The following sections cover the six major categories of requirements and specifications, including physical requirements of the design and the FPGA, and software requirements of working with the FPGA during development and during use.
Mechanical requirements for this project are extremely loose considering the prototypical nature of the project. This is especially present in these early phases before sensors or actuators are added. We will eventually want the ability to expand the system by adding these in, which will most likely involve physically adding components to the system. The mechanical/physical characteristics should be reasonable for a typical FPGA-based embedded systems project. The values that follow are estimated to be reasonable upper bounds for the basic physical traits.
| Specification | Quantity | Comments |
|---|---|---|
| Weight | < 8 Lbs | N/A |
| Area | < 95 in2 | N/A |
The electrical specifications of this project are minimal. Because the project is designed and implemented on an FPGA, we will be dealing with any electrical constraints on a small scale. FPGAs are powered by USB, a small wall adapter, or a battery pack, which are the only electrical needs. When the team begins to add sensors to the FPGA, we will need to pay attention to the voltage requirements of the sensors to ensure the board supplies the proper levels. These are the electrical constraints. The project could be more flexible if the device is capable of supporting a range of voltages such as 1.8V, 3.3V, 5V, or up to 12V.
| Specification | Quantity | Comments |
|---|---|---|
| Power | 1.8V to 12V | Exact Value will be determined by final FPGA selection |
This project will have a low environmental impact at the user level. However, the design will contain environmental variables that impact the functionality of the device. The device implementation must be kept within the constraints of the FPGA that is chosen for the project, such as operating temperature. The project code must be designed to operate within the timing constraints provided by the FPGA. The design must also match the timing of the peripherals and sensors that will be used to ensure a fluid transfer of data throughout the device.
| Specification | Quantity | Comments |
|---|---|---|
| Temperature | -40℃ to 80℃ | The operating temperature for the devices to function. |
| Timing Delay | ≥ 0 timing delay | This value is determined by taking the clock delay – the datapath delay |
| Timing requirements | Synchronized clocks | The design must use a universal or a synchronized clock source throughout. |
The documentation for this project is related to the top-level design. Since the project is based on an FPGA board, we will be dealing with the needs and give corresponding documentation on the part of the design which will be directly accessed by the users. There will also be inward facing documentation that will be used by the team to track the project development.

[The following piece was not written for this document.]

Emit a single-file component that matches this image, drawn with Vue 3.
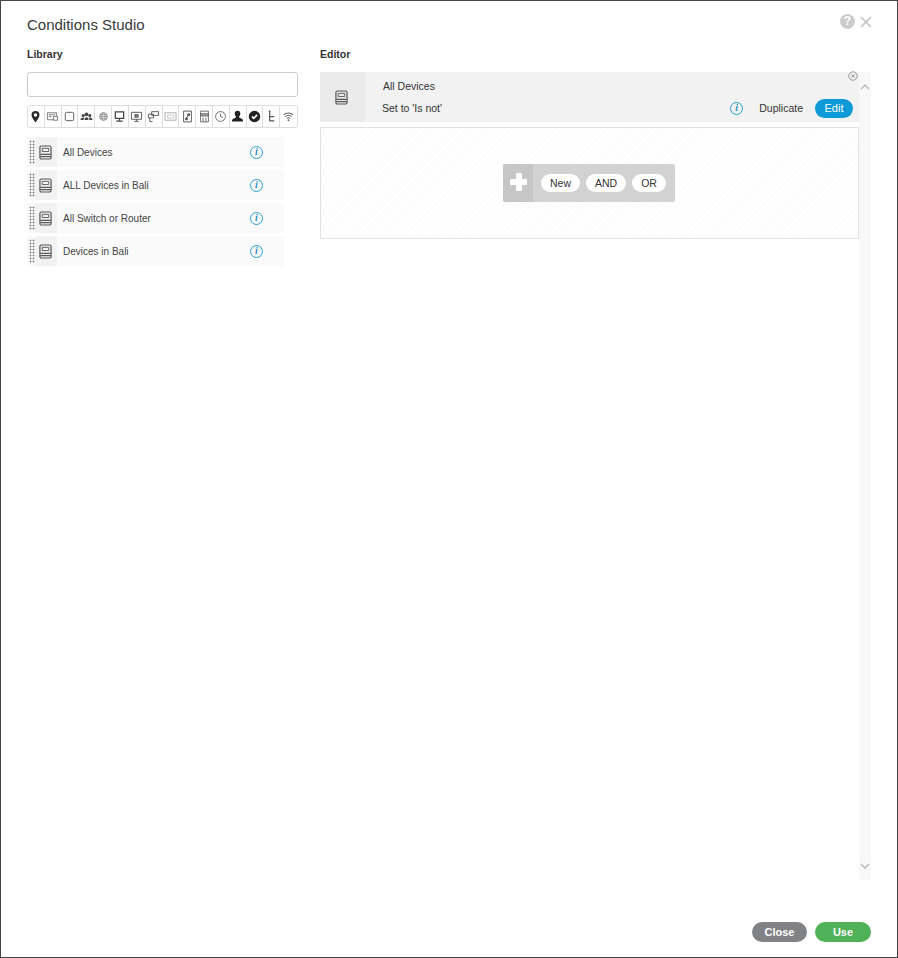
<script setup>
const dark = '#2b2b2b'
const grey = '#777'

// filter toolbar icons, 14x14 viewbox
const filters = [
  { name: 'location', shapes: [{ d: 'M7 1a4.3 4.3 0 0 0-4.3 4.3C2.700 8.200 7 13.200 7 13.200s4.300-5 4.300-7.900A4.300 4.300 0 0 0 7 1zm0 2.600a1.800 1.800 0 1 1 0 3.600 1.800 1.800 0 0 1 0-3.600z', fill: dark }] },
  { name: 'card', shapes: [{ d: 'M1.500 3h10v7.500h-10zM3 5.200h7M3 7.200h3', stroke: grey }, { d: 'M8 7h4.500v4H8z', stroke: grey, fill: '#fff' }] },
  { name: 'square', shapes: [{ d: 'M4 2.500h6A1.500 1.500 0 0 1 11.500 4v6a1.500 1.500 0 0 1-1.500 1.500H4A1.500 1.500 0 0 1 2.500 10V4A1.500 1.500 0 0 1 4 2.500z', stroke: '#555' }] },
  { name: 'users', shapes: [{ d: 'M7 2.600a2.100 2.100 0 1 1 0 4.200A2.100 2.100 0 0 1 7 2.600zM3.400 4.200a1.700 1.700 0 1 1 0 3.400 1.700 1.700 0 0 1 0-3.400zM10.600 4.200a1.700 1.700 0 1 1 0 3.400 1.700 1.700 0 0 1 0-3.400zM.5 10.800c0-1.800 1.200-2.800 2.900-2.800.5 0 .9.100 1.200.3C4.100 9 3.900 9.800 3.900 10.800zM13.500 10.800c0-1.800-1.200-2.800-2.900-2.800-.5 0-.9.100-1.200.3.500.7.700 1.500.7 2.500zM4.800 10.800c0-1.900.9-3.100 2.200-3.100s2.200 1.200 2.200 3.100z', fill: '#444' }] },
  { name: 'globe', shapes: [{ d: 'M7 2.800a4.200 4.200 0 1 1 0 8.400 4.200 4.200 0 0 1 0-8.400zM2.800 7h8.400M3.400 5h7.200M3.400 9h7.200M7 2.800c-2.400 2.400-2.400 6 0 8.400M7 2.800c2.400 2.400 2.400 6 0 8.400', stroke: '#888', width: 0.9 }] },
  { name: 'desktop', shapes: [{ d: 'M2.500 2h9v7h-9z', stroke: '#444', width: 1.300 }, { d: 'M7 9v2.600M3.500 12h7', stroke: '#444', width: 1.200 }] },
  { name: 'monitor', shapes: [{ d: 'M1.500 2.500h11v7.500h-11z', stroke: '#555' }, { d: 'M5.200 5h3.600v2.700H5.200zM7 10v2M4.500 12.200h5', stroke: '#555', fill: '#888' }] },
  { name: 'nodes', shapes: [{ d: 'M5 1.800h7.500v4H5zM1.500 4.500H7v4H1.500zM3 8.500v4h3', stroke: '#555', fill: 'none' }] },
  { name: 'id', shapes: [{ d: 'M1 3h12v8H1z', stroke: '#aaa' }, { d: 'M3.500 5.500h7v3h-7z', stroke: '#bbb', width: 0.8 }] },
  { name: 'file', shapes: [{ d: 'M2.800 1.200h8.400v11.600H2.800z', stroke: '#555' }, { d: 'M8.700 4.400l-3.400 5.200M5 9h1.800v1.500H5zM7.400 4.200h1.800v1.500H7.400z', stroke: '#333' }] },
  { name: 'building', shapes: [{ d: 'M2.800 1.200h8.400v11.600H2.800z', stroke: '#666' }, { d: 'M2.800 4h8.400v2.400H2.800zM5.500 8.200v4.600M8.500 8.200v4.600', stroke: '#666', fill: '#aaa' }] },
  { name: 'clock', shapes: [{ d: 'M7 1.700a5.300 5.300 0 1 1 0 10.600A5.300 5.300 0 0 1 7 1.700zM7 3.900V7l2.500 1.300', stroke: '#666' }] },
  { name: 'person', shapes: [{ d: 'M7 .8c1.900 0 3 1.400 3 3.200 0 1.300-.6 2.400-1.400 3 0 1 .6 1.500 1.900 1.900 1.500.5 2.500 1 2.500 3.600H1c0-2.600 1-3.100 2.500-3.600C4.800 8.500 5.400 8 5.400 7 4.600 6.400 4 5.300 4 4 4 2.200 5.100.8 7 .8z', fill: '#222' }] },
  { name: 'check', shapes: [{ d: 'M7 .8a6.200 6.200 0 1 1 0 12.400A6.200 6.200 0 0 1 7 .8z', fill: '#222' }, { d: 'M4.200 7l2 2 3.600-3.700', stroke: '#fff', width: 1.800 }] },
  { name: 'branch', shapes: [{ d: 'M5 2.500v9.500M5 11.800h5M5 7.200h5', stroke: '#555', width: 1.300 }, { d: 'M5 .6a1 1 0 1 1 0 2 1 1 0 0 1 0-2z', fill: '#555' }] },
  { name: 'wifi', shapes: [{ d: 'M1.800 5.200c3-2.600 7.400-2.600 10.400 0M3.500 7.200c2-1.700 5-1.700 7 0M5.300 9.100c1-.8 2.400-.8 3.400 0', stroke: '#666', width: 1.100 }, { d: 'M7 10a1 1 0 1 1 0 2 1 1 0 0 1 0-2z', fill: '#666' }] }
]

const conditions = ['All Devices', 'ALL Devices in Bali', 'All Switch or Router', 'Devices in Bali']
</script>

<template>
  <div class="dialog">
    <header class="dialog-head">
      <h1>Conditions Studio</h1>
      <div class="head-tools">
        <span class="help">?</span>
        <svg class="close-x" viewBox="0 0 12 12" width="12" height="12">
          <path d="M1 1l10 10M11 1L1 11" stroke="#ccc" stroke-width="1.800" fill="none" />
        </svg>
      </div>
    </header>

    <div class="columns">
      <section class="library">
        <h2>Library</h2>
        <input class="search" type="text" />
        <div class="filters">
          <span v-for="f in filters" :key="f.name" class="filter" :title="f.name">
            <svg viewBox="0 0 14 14" width="13" height="13">
              <path
                v-for="(s, i) in f.shapes"
                :key="i"
                :d="s.d"
                :fill="s.fill || 'none'"
                :stroke="s.stroke || 'none'"
                :stroke-width="s.width || 1"
              />
            </svg>
          </span>
        </div>
        <ul class="list">
          <li v-for="c in conditions" :key="c" class="row">
            <span class="grip"></span>
            <span class="book-cell">
              <svg viewBox="0 0 14 16" width="13" height="15">
                <path d="M2.500 1h9A1.500 1.500 0 0 1 13 2.500v11a1.500 1.500 0 0 1-1.500 1.500h-9A1.500 1.500 0 0 1 1 13.500v-11A1.500 1.500 0 0 1 2.500 1z" fill="none" stroke="#555" stroke-width="1.300" />
                <path d="M3.500 3.500h7v3.500h-7z" fill="none" stroke="#555" />
                <path d="M1.500 10h11M1.500 12.500h11" stroke="#555" stroke-width="1.200" fill="none" />
              </svg>
            </span>
            <span class="name">{{ c }}</span>
            <span class="info">i</span>
          </li>
        </ul>
      </section>

      <section class="editor">
        <h2>Editor</h2>
        <div class="editor-body">
          <div class="editor-main">
            <div class="selected">
              <span class="selected-icon">
                <svg viewBox="0 0 14 16" width="13" height="15">
                  <path d="M2.500 1h9A1.500 1.500 0 0 1 13 2.500v11a1.500 1.500 0 0 1-1.500 1.500h-9A1.500 1.500 0 0 1 1 13.500v-11A1.500 1.500 0 0 1 2.500 1z" fill="none" stroke="#555" stroke-width="1.300" />
                  <path d="M3.500 3.500h7v3.500h-7z" fill="none" stroke="#555" />
                  <path d="M1.500 10h11M1.500 12.500h11" stroke="#555" stroke-width="1.200" fill="none" />
                </svg>
              </span>
              <div class="selected-text">
                <div class="selected-name">All Devices</div>
                <div class="selected-rule">Set to 'Is not'</div>
              </div>
              <div class="selected-actions">
                <span class="info">i</span>
                <span class="duplicate">Duplicate</span>
                <button class="edit">Edit</button>
              </div>
              <svg class="remove" viewBox="0 0 10 10" width="10" height="10">
                <circle cx="5" cy="5" r="4.200" fill="none" stroke="#999" />
                <path d="M3.300 3.300l3.400 3.400M6.700 3.300L3.300 6.700" stroke="#999" fill="none" />
              </svg>
            </div>
            <div class="dropzone">
              <div class="builder">
                <span class="plus"></span>
                <div class="builder-btns">
                  <button>New</button>
                  <button>AND</button>
                  <button>OR</button>
                </div>
              </div>
            </div>
          </div>
          <div class="scrollbar">
            <svg viewBox="0 0 10 6" width="10" height="6"><path d="M1 5l4-4 4 4" stroke="#bbb" stroke-width="1.500" fill="none" /></svg>
            <svg viewBox="0 0 10 6" width="10" height="6"><path d="M1 1l4 4 4-4" stroke="#bbb" stroke-width="1.500" fill="none" /></svg>
          </div>
        </div>
      </section>
    </div>

    <footer class="dialog-foot">
      <button class="pill close">Close</button>
      <button class="pill use">Use</button>
    </footer>
  </div>
</template>

<style>
html, body {
  margin: 0;
  background: #fff;
}
</style>

<style scoped>
.dialog {
  box-sizing: border-box;
  width: 898px;
  height: 958px;
  border: 1px solid #444;
  padding: 0 26px 15px 26px;
  display: flex;
  flex-direction: column;
  background: #fff;
  color: #333;
  font-family: "Liberation Sans", Arial, sans-serif;
  overflow: hidden;
}
.dialog-head {
  height: 45px;
  display: flex;
  align-items: center;
  justify-content: space-between;
  flex: none;
  margin-right: -1px;
  padding-top: 1px;
  box-sizing: border-box;
}
h1 {
  margin: 0;
  font-size: 15px;
  font-weight: 400;
  color: #3a3a3a;
}
.head-tools {
  display: flex;
  align-items: center;
  gap: 5px;
  margin-top: -5px;
}
.help {
  width: 15px;
  height: 15px;
  border-radius: 50%;
  background: #ccc;
  color: #fff;
  font-size: 12px;
  font-weight: 700;
  text-align: center;
  line-height: 15px;
}
.columns {
  flex: 1;
  display: grid;
  grid-template-columns: 271px 551px;
  column-gap: 22px;
  min-height: 0;
}
h2 {
  margin: 0;
  height: 26px;
  font-size: 10.500px;
  font-weight: 700;
  line-height: 17px;
  color: #333;
}
.search {
  display: block;
  box-sizing: border-box;
  width: 100%;
  height: 25px;
  border: 1px solid #ccc;
  border-radius: 3px;
  background: #fff;
}
.filters {
  display: grid;
  grid-template-columns: repeat(16, 1fr);
  height: 23px;
  margin-top: 8px;
  border: 1px solid #ddd;
  border-radius: 3px;
  box-sizing: border-box;
}
.filter {
  display: flex;
  align-items: center;
  justify-content: center;
  border-right: 1px solid #ddd;
}
.filter:last-child {
  border-right: 0;
}
.list {
  list-style: none;
  margin: 9px 0 0;
  padding: 0;
  width: 257px;
  display: flex;
  flex-direction: column;
  gap: 3px;
}
.row {
  height: 30px;
  display: flex;
  align-items: center;
  background: #fafafa;
  font-size: 10px;
}
.grip {
  width: 6px;
  height: 24px;
  margin: 0 0 0 2px;
  background-image: radial-gradient(#888 0.9px, transparent 1.100px);
  background-size: 3px 3px;
}
.book-cell {
  width: 22px;
  height: 100%;
  margin-right: 6px;
  padding-right: 2px;
  box-sizing: border-box;
  display: flex;
  align-items: center;
  justify-content: center;
  background: #f2f2f2;
}
.name {
  flex: 1;
  color: #444;
}
.info {
  width: 13px;
  height: 13px;
  box-sizing: border-box;
  border: 1.500px solid #2a9fd0;
  border-radius: 50%;
  color: #2a8fc0;
  font: italic 700 10px/10px "Liberation Serif", serif;
  text-align: center;
  flex: none;
}
.row .info {
  margin-right: 21px;
}
.editor-body {
  display: flex;
  height: 808px;
}
.editor-main {
  width: 539px;
  flex: none;
}
.selected {
  position: relative;
  height: 50px;
  display: flex;
  align-items: center;
  background: #f2f2f2;
}
.selected-icon {
  width: 45px;
  height: 100%;
  flex: none;
  display: flex;
  align-items: center;
  justify-content: center;
  padding-right: 2px;
  box-sizing: border-box;
  background: #ebebeb;
}
.selected-text {
  flex: 1;
  padding-left: 17px;
  font-size: 10.500px;
  color: #333;
}
.selected-name {
  margin: 0 0 10px 1px;
}
.selected-actions {
  display: flex;
  align-items: center;
  align-self: flex-end;
  height: 20px;
  margin-bottom: 4px;
  margin-right: 6px;
  font-size: 10.500px;
}
.duplicate {
  margin: 0 12px 0 16px;
}
.edit {
  width: 38px;
  height: 19px;
  padding: 0;
  border: 0;
  border-radius: 10px;
  background: #0d9ad6;
  color: #fff;
  font: 11px "Liberation Sans", Arial, sans-serif;
}
.remove {
  position: absolute;
  top: -1px;
  right: 1px;
}
.dropzone {
  box-sizing: border-box;
  height: 112px;
  margin-top: 5px;
  padding-right: 1px;
  border: 1px solid #e2e2e2;
  display: flex;
  align-items: center;
  justify-content: center;
  background: repeating-linear-gradient(135deg, #fff 0 2px, #fcfcfc 2px 4px);
}
.builder {
  display: flex;
  width: 172px;
  height: 38px;
  border-radius: 2px;
  background: #d2d2d2;
}
.plus {
  position: relative;
  width: 30px;
  flex: none;
  background: #c6c6c6;
  border-radius: 2px 0 0 2px;
}
.plus::before,
.plus::after {
  content: "";
  position: absolute;
  background: #fff;
  border-radius: 1px;
}
.plus::before {
  left: 7px;
  top: 15px;
  width: 17px;
  height: 6px;
}
.plus::after {
  left: 13px;
  top: 9px;
  width: 6px;
  height: 18px;
}
.builder-btns {
  display: flex;
  align-items: center;
  gap: 6px;
  padding-left: 8px;
}
.builder-btns button {
  height: 18px;
  padding: 0 9px;
  border: 0;
  border-radius: 9px;
  background: #fff;
  color: #333;
  font: 10.500px "Liberation Sans", Arial, sans-serif;
}
.scrollbar {
  width: 12px;
  flex: none;
  background: #f8f8f8;
  display: flex;
  flex-direction: column;
  align-items: center;
  justify-content: space-between;
  padding: 12px 0 11px;
  box-sizing: border-box;
}
.dialog-foot {
  flex: none;
  display: flex;
  justify-content: flex-end;
  gap: 8px;
  height: 20px;
}
.pill {
  height: 20px;
  padding: 0;
  border: 0;
  border-radius: 10px;
  color: #fff;
  font: 700 11px "Liberation Sans", Arial, sans-serif;
}
.close {
  width: 55px;
  background: #808285;
}
.use {
  width: 56px;
  background: #4fb258;
}
</style>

| Specification | Comments |
|---|---|
| User's Manual | The operator’s manual might contain the following sections:
|
| Code | Source code (and source code documentation) will be protected and managed through a git repository. |
The project FPGA implementation will be coded in the SystemVerilog HDL programming language. The language is expansive and flexible and will allow for a functional design to be created within the project time constraints. Each FPGA comes with a design suite to allow easier programming and communication with the FPGA. Our SystemVerilog code will be constrained by the language implementation of whichever software suite is chosen for development. If time allows, a simple method of interaction with the design through a custom C compiler will be implemented.
| Specification | Quantity | Comments |
|---|---|---|
| Software | FPGA design suite | The integrated software environment for the selected FPGA board. |
| Design Language | SystemVerilog | The language in which the core elements of the design are written, constrained by the FPGA design suite. |
| User Language | C | Will implement a C compiler |
The remaining general requirements for this project are related to the FPGA selection. The client wants the FPGA to be flash-based instead of SRAM based because the bootup sequence is more secure and reliable. If we are unable to find a suitable flash-based FPGA, the project will use an SRAM-based board. The HDL design of the project will require significant FPGA fabric resources to support the multiple processors and the sensor interfaces. The development board used must also contain enough I/O ports to handle the sensors we use. There are no constraints for the FPGA.
| Specification | Quantity | Comments |
|---|---|---|
| FPGA style | Flash or SRAM based | Depends on final FPGA selection |
| FPGA resources | 12000+ Tiles / 600,000+ Gates | FPGAs measure resources differently. |
| FPGA I/O | Minimum I/O for one sensor, Ideally enough for as many sensors as we implement | Final count will depend on number and types of sensors chosen for the project |